October 3rd till November 11th , 2006
Free to Public
JKK FINE ARTS
The Mews of Upper Montclair
594 Valley Road
Upper Montclair, NJ 07043
www.jkkfinearts.com
Call for gallery hours
For more information or additional photos, please contact Gallery Director,
Jan K. Kapera, jk@jkkfinearts.com, tel. (973) 744 0111
Zdzislaw Beksinski
One of the most famous Polish contemporary painters. Born in the town of
Sanok in 1929. After a childhood was spent during the Second World War,
Beksinski went on to university where he studied architecture in Cracow.
In 1958, Beksinski began to gain critical praise for his photography, and
later went on to drawing. His highly detailed drawings are often quite
large, and may remind some of the works of Ernst Fuchs in their intricate,
and nearly obsessive rendering. Beksinski eventually threw himself into
painting with a passion, and worked constantly, always to the strains of
classical music. He soon became the leading figure in contemporary Polish
art. The artist has had many exhibitions throughout his native Poland and
Europe, Japan, and the United States. Beksinski's art hangs in the
National Museums in Warsaw, Sanok, Cracow, Poznan, Bydgoszcz, Torun, and
the Göteborgs Art Museum in Sweden, and many private collections,e.g.
Roman Polanski, Donald Sutherland, Clive Barker, George Lucas. Beksinski
began painting in oils on masonite around the year 1970. His ability to
manipulate the effects of light quickly became a hallmark of his work, and
can only be compared with the renown abilities of William Turner.
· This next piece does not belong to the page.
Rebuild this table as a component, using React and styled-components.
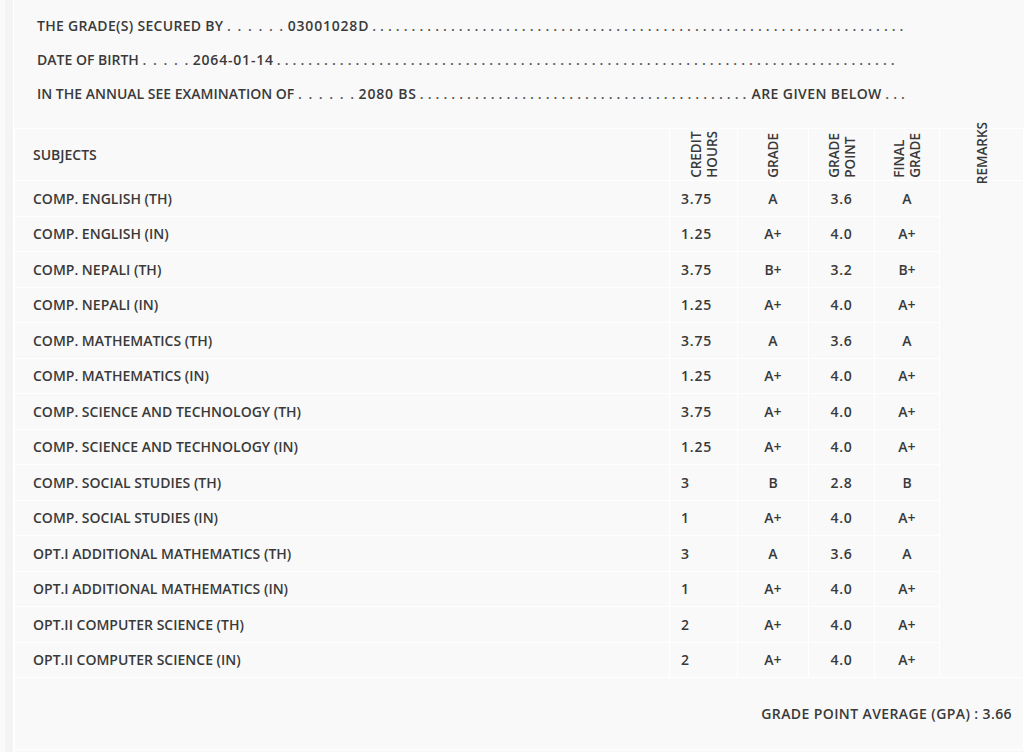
import React from "react";
import styled, { createGlobalStyle } from "styled-components";

const GlobalStyle = createGlobalStyle`
  body {
    margin: 0;
    background: #fafafa;
    font-family: "Open Sans", "DejaVu Sans", sans-serif;
    color: #3a3a3a;
  }
`;

const Sheet = styled.div`
  margin-left: 5px;
  padding-left: 8px;
  background: #f4f4f4;
  min-height: 752px;
`;

const Content = styled.div`
  background: #f9f9f9;
  border-left: 1px solid #ffffff;
  min-height: 752px;
`;

const Intro = styled.div`
  padding: 9px 0 0 23px;
  margin-bottom: 17px;
`;

const IntroLine = styled.div`
  font-size: 14px;
  font-weight: 600;
  line-height: 34px;
  white-space: nowrap;
`;

const Label = styled.span`
  letter-spacing: ${(p) => p.$spacing || "0"};
  margin-left: ${(p) => p.$indent || "0"};
`;

const Value = styled.span`
  letter-spacing: 0.8px;
  margin: 0 3px;
`;

const Dots = styled.span`
  color: #555;
  letter-spacing: ${(p) => (p.$gap ? "1.5px" : "0.2px")};
`;

const Table = styled.table`
  width: 100%;
  border-collapse: collapse;
  table-layout: fixed;
  font-size: 14px;
  font-weight: 600;
`;

const Cell = styled.td`
  border: 1px solid #ffffff;
  height: 34.5px;
  padding: 0 ${(p) => (p.$first ? "18px" : "11px")};
  text-align: ${(p) => p.$align || "left"};
  vertical-align: middle;
  white-space: nowrap;
  letter-spacing: ${(p) => (p.$num ? "0.8px" : "0")};
`;

const HeadCell = styled.th`
  border: 1px solid #ffffff;
  padding: 0 ${(p) => (p.$first ? "18px" : "0")};
  text-align: left;
  font-weight: 600;
`;

const HeadInner = styled.div`
  height: 51px;
  display: flex;
  align-items: ${(p) => (p.$middle ? "center" : "flex-end")};
  justify-content: ${(p) => (p.$left ? "flex-start" : "center")};
  overflow: visible;
`;

const Vertical = styled.div`
  writing-mode: vertical-rl;
  transform: rotate(180deg);
  font-size: 13.5px;
  line-height: 16px;
  padding-top: 2px;
  white-space: nowrap;
  flex-shrink: 0;
`;

const RemarksBody = styled.td`
  border: 1px solid #ffffff;
`;

const GpaCell = styled.td`
  border: 1px solid #ffffff;
  height: 69px;
  text-align: right;
  padding-right: 11px;
  letter-spacing: 0.4px;
`;

const dots = (n) => Array(n).fill(".").join(" ");

const rows = [
  ["COMP. ENGLISH (TH)", "3.75", "A", "3.6", "A"],
  ["COMP. ENGLISH (IN)", "1.25", "A+", "4.0", "A+"],
  ["COMP. NEPALI (TH)", "3.75", "B+", "3.2", "B+"],
  ["COMP. NEPALI (IN)", "1.25", "A+", "4.0", "A+"],
  ["COMP. MATHEMATICS (TH)", "3.75", "A", "3.6", "A"],
  ["COMP. MATHEMATICS (IN)", "1.25", "A+", "4.0", "A+"],
  ["COMP. SCIENCE AND TECHNOLOGY (TH)", "3.75", "A+", "4.0", "A+"],
  ["COMP. SCIENCE AND TECHNOLOGY (IN)", "1.25", "A+", "4.0", "A+"],
  ["COMP. SOCIAL STUDIES (TH)", "3", "B", "2.8", "B"],
  ["COMP. SOCIAL STUDIES (IN)", "1", "A+", "4.0", "A+"],
  ["OPT.I ADDITIONAL MATHEMATICS (TH)", "3", "A", "3.6", "A"],
  ["OPT.I ADDITIONAL MATHEMATICS (IN)", "1", "A+", "4.0", "A+"],
  ["OPT.II COMPUTER SCIENCE (TH)", "2", "A+", "4.0", "A+"],
  ["OPT.II COMPUTER SCIENCE (IN)", "2", "A+", "4.0", "A+"],
];

export default function App() {
  return (
    <>
      <GlobalStyle />
      <Sheet>
        <Content>
          <Intro>
            <IntroLine>
              <Label $spacing="0.3px">THE GRADE(S) SECURED BY</Label>{" "}
              <Dots $gap>{dots(6)}</Dots>
              <Value>03001028D</Value>
              <Dots>{dots(68)}</Dots>
            </IntroLine>
            <IntroLine>
              <Label>DATE OF BIRTH</Label> <Dots $gap>{dots(5)}</Dots>
              <Value>2064-01-14</Value>
              <Dots>{dots(79)}</Dots>
            </IntroLine>
            <IntroLine>
              <Label>IN THE ANNUAL SEE EXAMINATION OF</Label>{" "}
              <Dots $gap>{dots(6)}</Dots>
              <Value>2080 BS</Value>
              <Dots>{dots(42)}</Dots>
              <Label $spacing="0.4px" $indent="5px">
                ARE GIVEN BELOW
              </Label>{" "}
              <Dots>{dots(3)}</Dots>
            </IntroLine>
          </Intro>
          <Table>
            <colgroup>
              <col style={{ width: 655 }} />
              <col style={{ width: 68 }} />
              <col style={{ width: 71 }} />
              <col style={{ width: 66 }} />
              <col style={{ width: 65 }} />
              <col />
            </colgroup>
            <thead>
              <tr>
                <HeadCell $first>
                  <HeadInner $middle $left>
                    SUBJECTS
                  </HeadInner>
                </HeadCell>
                <HeadCell>
                  <HeadInner>
                    <Vertical>
                      CREDIT
                      <br />
                      HOURS
                    </Vertical>
                  </HeadInner>
                </HeadCell>
                <HeadCell>
                  <HeadInner>
                    <Vertical>GRADE</Vertical>
                  </HeadInner>
                </HeadCell>
                <HeadCell>
                  <HeadInner>
                    <Vertical>
                      GRADE
                      <br />
                      POINT
                    </Vertical>
                  </HeadInner>
                </HeadCell>
                <HeadCell>
                  <HeadInner>
                    <Vertical>
                      FINAL
                      <br />
                      GRADE
                    </Vertical>
                  </HeadInner>
                </HeadCell>
                <HeadCell>
                  <HeadInner $middle>
                    <Vertical>REMARKS</Vertical>
                  </HeadInner>
                </HeadCell>
              </tr>
            </thead>
            <tbody>
              {rows.map((r, i) => (
                <tr key={r[0]}>
                  <Cell $first>{r[0]}</Cell>
                  <Cell $num>{r[1]}</Cell>
                  <Cell $align="center">{r[2]}</Cell>
                  <Cell $align="center" $num>
                    {r[3]}
                  </Cell>
                  <Cell $align="center">{r[4]}</Cell>
                  {i === 0 && <RemarksBody rowSpan={rows.length} />}
                </tr>
              ))}
              <tr>
                <GpaCell colSpan={6}>GRADE POINT AVERAGE (GPA) : 3.66</GpaCell>
              </tr>
            </tbody>
          </Table>
        </Content>
      </Sheet>
    </>
  );
}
Beksinski's paintings are masterfully rendered, monumental enigmas. One
thing they share is an aesthetic of beauty so potent that it overpowers
any desperate nature of the given subject matter, as is similarly the case
with Swiss artist, H.R. Giger. Beksinski's paintings from the 1990s have
grown less representational over the years and now seem almost abstract in
nature. Color and texture and now the principal themes in themselves. His
recent computer art, however, continues the lineage of fantastic realism,
and the artist never allows the technology to get in the way of that he is
attempting to convey creatively. Beksinski was murdered in February of
2005, during a robbery attempt at his flat in Warsaw. He will be
remembered as a brilliant artist, and by those who knew him, as a warm and
most kind man.
Zdzislaw Beksinski, Untitled, oil on masonite, 28" x 28"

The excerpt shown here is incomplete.